Once all the dough is added, simmer for 6 to 8 minutes, stirring often, until the dumplings are cooked and the dal is no longer watery. Cover and let rest for 5 minutes before ladling into individual shallow bowls. If the dal dhokli is too thick, stir some water into it. It should be like a thick soup but not cementlike! Garnish with the cilantro and serve. Invite guests to top their dal dhokli with a teaspoon of ghee for added richness.
The dal can be cooked a day in advance, allowed to cool, and then refrigerated; return it to room temperature before using. Bring to a simmer over medium heat, stirring often, to prevent scorching.
If by chance you have leftover dal dhokli, reheat it with a little water to thin it out.
Making sambhar lentil stew from this recipe: Instead of adding the dumplings, you'll be adding diced vegetables instead. Add about 2 cups of water when simmering the lentils. Double the amount of tamarind (or lime juice for tang) and increase all the spices by about 50 percent. If you have sambhar powder (a South Indian roasted lentil and spice blend), add 1 or 2 teaspoons and don't use more spices than what' s called for in the recipes above.

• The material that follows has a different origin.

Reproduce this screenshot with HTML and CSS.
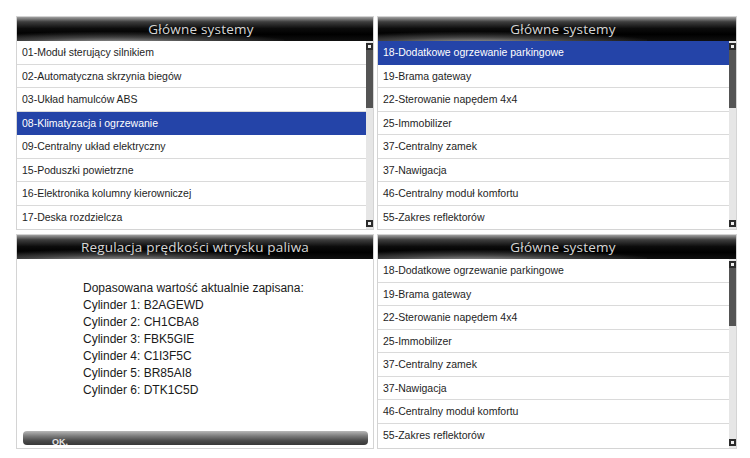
FILE: index.html
```html
<!DOCTYPE html>
<html lang="pl">
<head>
<meta charset="utf-8">
<title>Główne systemy</title>
<link rel="stylesheet" href="styles.css">
</head>
<body>
<div class="screen">
  <section class="panel">
    <header class="ph"><span>Główne systemy</span></header>
    <div class="pbody">
      <ul class="list">
        <li>01-Moduł sterujący silnikiem</li>
        <li>02-Automatyczna skrzynia biegów</li>
        <li>03-Układ hamulców ABS</li>
        <li class="active">08-Klimatyzacja i ogrzewanie</li>
        <li>09-Centralny układ elektryczny</li>
        <li>15-Poduszki powietrzne</li>
        <li>16-Elektronika kolumny kierowniczej</li>
        <li>17-Deska rozdzielcza</li>
      </ul>
      <div class="sb"><span class="btn"></span><span class="track"><span class="thumb"></span></span><span class="btn"></span></div>
    </div>
  </section>
  <section class="panel">
    <header class="ph"><span>Główne systemy</span></header>
    <div class="pbody">
      <ul class="list">
        <li class="active">18-Dodatkowe ogrzewanie parkingowe</li>
        <li>19-Brama gateway</li>
        <li>22-Sterowanie napędem 4x4</li>
        <li>25-Immobilizer</li>
        <li>37-Centralny zamek</li>
        <li>37-Nawigacja</li>
        <li>46-Centralny moduł komfortu</li>
        <li>55-Zakres reflektorów</li>
      </ul>
      <div class="sb"><span class="btn"></span><span class="track"><span class="thumb"></span></span><span class="btn"></span></div>
    </div>
  </section>
  <section class="panel">
    <header class="ph ph-center"><span>Regulacja prędkości wtrysku paliwa</span></header>
    <div class="pbody msg">
      <div class="msgtext">
        <p>Dopasowana wartość aktualnie zapisana:</p>
        <p>Cylinder 1: B2AGEWD</p>
        <p>Cylinder 2: CH1CBA8</p>
        <p>Cylinder 3: FBK5GIE</p>
        <p>Cylinder 4: C1I3F5C</p>
        <p>Cylinder 5: BR85AI8</p>
        <p>Cylinder 6: DTK1C5D</p>
      </div>
      <div class="okbar"><span>OK.</span></div>
    </div>
  </section>
  <section class="panel">
    <header class="ph"><span>Główne systemy</span></header>
    <div class="pbody">
      <ul class="list">
        <li>18-Dodatkowe ogrzewanie parkingowe</li>
        <li>19-Brama gateway</li>
        <li>22-Sterowanie napędem 4x4</li>
        <li>25-Immobilizer</li>
        <li>37-Centralny zamek</li>
        <li>37-Nawigacja</li>
        <li>46-Centralny moduł komfortu</li>
        <li>55-Zakres reflektorów</li>
      </ul>
      <div class="sb"><span class="btn"></span><span class="track"><span class="thumb"></span></span><span class="btn"></span></div>
    </div>
  </section>
</div>
</body>
</html>
```
FILE: styles.css
```css
* { box-sizing: border-box; }
body {
  margin: 0;
  background: #fff;
  font-family: "Liberation Sans", Arial, sans-serif;
}
.screen {
  display: grid;
  grid-template-columns: 358px 360px;
  grid-template-rows: 214px 215px;
  column-gap: 3px;
  row-gap: 4px;
  padding: 16px 0 0 16px;
}
.panel {
  border: 1px solid #d4d4d4;
  display: flex;
  flex-direction: column;
  background: #fff;
}
.ph {
  height: 24px;
  flex: none;
  position: relative;
  overflow: hidden;
  background: linear-gradient(to bottom, #a0a0a0 0%, #3e3e3e 20%, #0c0c0c 48%, #000 72%, #101010 100%);
  text-align: center;
  padding-left: 12px;
}
.ph::before {
  content: "";
  position: absolute;
  left: -20%;
  right: 25%;
  bottom: -3px;
  height: 18px;
  background: radial-gradient(ellipse 55% 70% at 50% 100%, rgba(200,200,200,0.85), rgba(130,130,130,0.45) 55%, rgba(0,0,0,0) 100%);
}
.ph span {
  position: relative;
  font-family: "Open Sans", "DejaVu Sans", sans-serif;
  font-size: 13.5px;
  line-height: 24px;
  color: #d6d6d6;
  letter-spacing: 0.2px;
}
.ph-center { padding-left: 0; }
.pbody {
  flex: 1;
  display: flex;
  min-height: 0;
}
.list {
  list-style: none;
  margin: 0;
  padding: 0;
  flex: 1;
}
.list li {
  height: 23.5px;
  line-height: 23.5px;
  border-bottom: 1px solid #dadada;
  padding-left: 5px;
  font-size: 10.5px;
  color: #1e1e1e;
  white-space: nowrap;
}
.list li:last-child { border-bottom: none; }
.list li.active {
  background: #2444a8;
  color: #fff;
  border-bottom-color: #2444a8;
}
.sb {
  width: 7px;
  flex: none;
  display: flex;
  flex-direction: column;
  background: #e6e6e6;
  padding: 2px 0;
}
.btn {
  width: 7px;
  height: 7px;
  flex: none;
  background: #2b2b2b;
  display: flex;
  align-items: center;
  justify-content: center;
}
.btn::after {
  content: "";
  width: 3px;
  height: 3px;
  background: #eee;
}
.track {
  flex: 1;
  display: flex;
  flex-direction: column;
}
.thumb {
  height: 58px;
  background: #545454;
}
.msg {
  flex-direction: column;
  padding: 21px 5px 3px 6px;
}
.msgtext {
  padding-left: 60px;
}
.msgtext p {
  margin: 0;
  font-size: 12px;
  line-height: 17px;
  color: #1a1a1a;
}
.okbar {
  margin-top: auto;
  height: 14px;
  border-radius: 4px;
  background: linear-gradient(to bottom, #b8b8b8 0%, #7c7c7c 35%, #4a4a4a 70%, #383838 100%);
  padding-left: 29px;
}
.okbar span {
  font-size: 9px;
  font-weight: bold;
  line-height: 14px;
  color: #e4e4e4;
}
```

When you're suppose to add the dumplings, add 2 1/2 cups of diced vegetables. Use a combination of 3 vegetables, such as 3/4 cup carrots, 3/4 cup green beans (cut them into 3/4-inch lengths) and 1 cup eggplant (toss with 1/2 teaspoon, let sit for 10 minutes then rinse and squeeze). Simmer the vegetables for about 10 minutes and you are done. Taste and add extra salt and lime juice, as needed. Garnish with cilantro and serve in a communal bowl or individual shallow bowls.